Developers are feeling it too. Pre-sale projects are stalling. Units aren't selling. And the quality of what’s already been built is... embarrassing. (We covered that in "Why Pre-Sale Condo Quality Is Declining Rapidly".) People walk into show suites and see glue-on floors, drywall seams, and paper-thin walls. No wonder they’re pulling their deposits.
The idea that raising or lowering rates will fix this mess assumes one thing: that real estate is a rational market. But it’s not. It’s driven by greed, fear, denial, and inertia. You can’t fix that with 50 basis points.

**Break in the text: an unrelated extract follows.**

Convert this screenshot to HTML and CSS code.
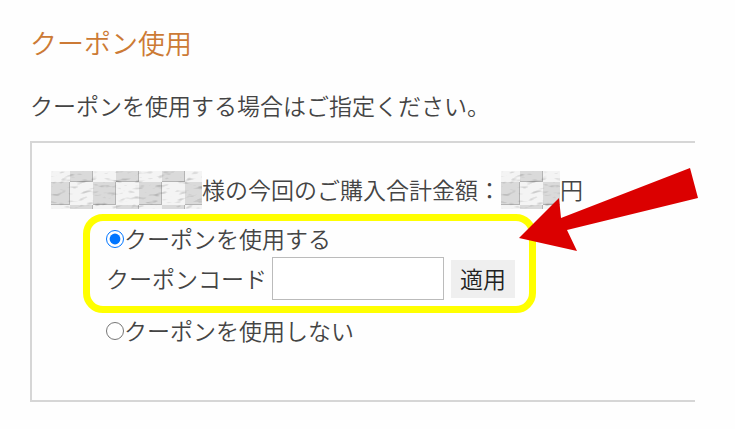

If Rates Won’t Fix It, What Will?
So what will fix the crisis? Start here:
Build more homes, but not luxury condos. Build co-ops, social housing, rent-to-own programs, and multi-family units that real people can afford.
Ban corporate bulk buying of residential housing—especially REITs and private equity.
Cap foreign enrollment at diploma-mill colleges, like we outlined in "If Foreign Students Left Tomorrow, Would Housing Prices Drop?".
Tax vacant homes, hard. Not 1%. Try 10%. Every year.
Reform zoning laws, especially in low-density cities hoarding land under the guise of “character preservation.”
Heavily tax capital gains on second+ homes and eliminate tax loopholes for assignment sales.
Oh, and stop listening to mortgage brokers on TikTok who tell you it's a “great time to buy.” If it was, they wouldn’t be telling you. They’d be buying themselves.